Objective:
Make an exact copy of all the material below, apart from the pictures.

Data section:

— Start —

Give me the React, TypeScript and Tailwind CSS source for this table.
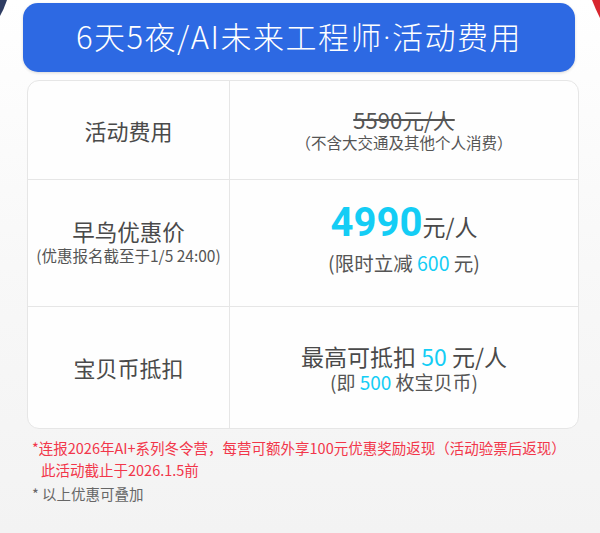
import React from 'react';

const font = { fontFamily: '"Noto Sans CJK SC", "Noto Sans", sans-serif' };
const latin = { fontFamily: 'Roboto, "Noto Sans", sans-serif' };

const rows = [
  {
    id: 'fee',
    height: 'h-[98px]',
    left: <span className="text-[22px] text-[#4a4a4a]">活动费用</span>,
    right: (
      <>
        <span className="text-[22px] leading-[24px] text-[#555] line-through decoration-[1.5px]">5590元/人</span>
        <span className="text-[15.5px] leading-[22px] text-[#555]">（不含大交通及其他个人消费）</span>
      </>
    ),
  },
  {
    id: 'early',
    height: 'h-[127px]',
    left: (
      <div className="flex flex-col items-center pb-[5px]">
        <span className="text-[22.5px] leading-[28px] text-[#4a4a4a]">早鸟优惠价</span>
        <span className="text-[15.5px] leading-[20px] text-[#555]">(优惠报名截至于1/5 24:00)</span>
      </div>
    ),
    right: (
      <div className="flex flex-col items-center pb-[8px]">
        <span className="leading-[42px] text-[#4a4a4a]">
          <span style={latin} className="text-[40px] font-bold text-[#14cdf5]">4990</span>
          <span className="text-[23px]">元/人</span>
        </span>
        <span className="text-[19.5px] leading-[26px] text-[#555]">
          (限时立减 <span className="text-[#14cdf5]">600</span> 元)
        </span>
      </div>
    ),
  },
  {
    id: 'coin',
    height: 'h-[122px]',
    left: <span className="text-[22px] text-[#4a4a4a]">宝贝币抵扣</span>,
    right: (
      <>
        <span className="text-[23px] leading-[28px] text-[#4a4a4a]">
          最高可抵扣 <span className="text-[#14cdf5]">50</span> 元/人
        </span>
        <span className="text-[19px] leading-[24px] text-[#555]">
          (即 <span className="text-[#14cdf5]">500</span> 枚宝贝币)
        </span>
      </>
    ),
  },
];

export default function App() {
  return (
    <div
      style={font}
      className="relative w-[600px] h-[533px] overflow-hidden bg-gradient-to-b from-white via-[#f8f8f8] to-[#f3f3f3]"
    >
      {/* decorative corners peeking in from the page behind */}
      <svg className="absolute left-0 top-0" width="12" height="20" viewBox="0 0 12 20">
        <path d="M0 0 L7 0 Q4 9 0 16 Z" fill="#2f3d63" />
      </svg>
      <svg className="absolute right-0 top-0" width="12" height="20" viewBox="0 0 12 20">
        <path d="M4 0 L12 0 L12 18 Q7 8 4 0 Z" fill="#d8262f" />
      </svg>

      <div className="pt-[3px] pl-[23px]">
        <div className="w-[552px] h-[69px] rounded-[15px] bg-[#2d69e3] flex items-center justify-center shadow-[0_1px_3px_rgba(0,0,0,0.15)]">
          <span className="text-white text-[31px] font-light tracking-[1.5px]">
            6天5夜/AI未来工程师<span style={latin}>·</span>活动费用
          </span>
        </div>
      </div>

      <div className="mt-[8px] ml-[27px] w-[552px] rounded-[12px] border border-[#e6e6e6] bg-[#fefefe] overflow-hidden">
        {rows.map((row, i) => (
          <div
            key={row.id}
            className={`grid grid-cols-[202px_1fr] ${row.height} ${i > 0 ? 'border-t border-[#e6e6e6]' : ''}`}
          >
            <div className="flex flex-col items-center justify-center border-r border-[#e6e6e6]">{row.left}</div>
            <div className="flex flex-col items-center justify-center">{row.right}</div>
          </div>
        ))}
      </div>

      <div className="pl-[32px] pt-[8px] text-[14.5px]">
        <p className="text-[#f2364a] leading-[22px]">*连报2026年AI+系列冬令营，每营可额外享100元优惠奖励返现（活动验票后返现）</p>
        <p className="text-[#f2364a] leading-[22px] pl-[9px]">此活动截止于2026.1.5前</p>
        <p className="text-[#666] leading-[22px] mt-[2px]">* 以上优惠可叠加</p>
      </div>
    </div>
  );
}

— End —

Result of this exercise:
Give me the React, TypeScript and Tailwind CSS source for this table.
import React from 'react';

const font = { fontFamily: '"Noto Sans CJK SC", "Noto Sans", sans-serif' };
const latin = { fontFamily: 'Roboto, "Noto Sans", sans-serif' };

const rows = [
  {
    id: 'fee',
    height: 'h-[98px]',
    left: <span className="text-[22px] text-[#4a4a4a]">活动费用</span>,
    right: (
      <>
        <span className="text-[22px] leading-[24px] text-[#555] line-through decoration-[1.5px]">5590元/人</span>
        <span className="text-[15.5px] leading-[22px] text-[#555]">（不含大交通及其他个人消费）</span>
      </>
    ),
  },
  {
    id: 'early',
    height: 'h-[127px]',
    left: (
      <div className="flex flex-col items-center pb-[5px]">
        <span className="text-[22.5px] leading-[28px] text-[#4a4a4a]">早鸟优惠价</span>
        <span className="text-[15.5px] leading-[20px] text-[#555]">(优惠报名截至于1/5 24:00)</span>
      </div>
    ),
    right: (
      <div className="flex flex-col items-center pb-[8px]">
        <span className="leading-[42px] text-[#4a4a4a]">
          <span style={latin} className="text-[40px] font-bold text-[#14cdf5]">4990</span>
          <span className="text-[23px]">元/人</span>
        </span>
        <span className="text-[19.5px] leading-[26px] text-[#555]">
          (限时立减 <span className="text-[#14cdf5]">600</span> 元)
        </span>
      </div>
    ),
  },
  {
    id: 'coin',
    height: 'h-[122px]',
    left: <span className="text-[22px] text-[#4a4a4a]">宝贝币抵扣</span>,
    right: (
      <>
        <span className="text-[23px] leading-[28px] text-[#4a4a4a]">
          最高可抵扣 <span className="text-[#14cdf5]">50</span> 元/人
        </span>
        <span className="text-[19px] leading-[24px] text-[#555]">
          (即 <span className="text-[#14cdf5]">500</span> 枚宝贝币)
        </span>
      </>
    ),
  },
];

export default function App() {
  return (
    <div
      style={font}
      className="relative w-[600px] h-[533px] overflow-hidden bg-gradient-to-b from-white via-[#f8f8f8] to-[#f3f3f3]"
    >
      {/* decorative corners peeking in from the page behind */}
      <svg className="absolute left-0 top-0" width="12" height="20" viewBox="0 0 12 20">
        <path d="M0 0 L7 0 Q4 9 0 16 Z" fill="#2f3d63" />
      </svg>
      <svg className="absolute right-0 top-0" width="12" height="20" viewBox="0 0 12 20">
        <path d="M4 0 L12 0 L12 18 Q7 8 4 0 Z" fill="#d8262f" />
      </svg>

      <div className="pt-[3px] pl-[23px]">
        <div className="w-[552px] h-[69px] rounded-[15px] bg-[#2d69e3] flex items-center justify-center shadow-[0_1px_3px_rgba(0,0,0,0.15)]">
          <span className="text-white text-[31px] font-light tracking-[1.5px]">
            6天5夜/AI未来工程师<span style={latin}>·</span>活动费用
          </span>
        </div>
      </div>

      <div className="mt-[8px] ml-[27px] w-[552px] rounded-[12px] border border-[#e6e6e6] bg-[#fefefe] overflow-hidden">
        {rows.map((row, i) => (
          <div
            key={row.id}
            className={`grid grid-cols-[202px_1fr] ${row.height} ${i > 0 ? 'border-t border-[#e6e6e6]' : ''}`}
          >
            <div className="flex flex-col items-center justify-center border-r border-[#e6e6e6]">{row.left}</div>
            <div className="flex flex-col items-center justify-center">{row.right}</div>
          </div>
        ))}
      </div>

      <div className="pl-[32px] pt-[8px] text-[14.5px]">
        <p className="text-[#f2364a] leading-[22px]">*连报2026年AI+系列冬令营，每营可额外享100元优惠奖励返现（活动验票后返现）</p>
        <p className="text-[#f2364a] leading-[22px] pl-[9px]">此活动截止于2026.1.5前</p>
        <p className="text-[#666] leading-[22px] mt-[2px]">* 以上优惠可叠加</p>
      </div>
    </div>
  );
}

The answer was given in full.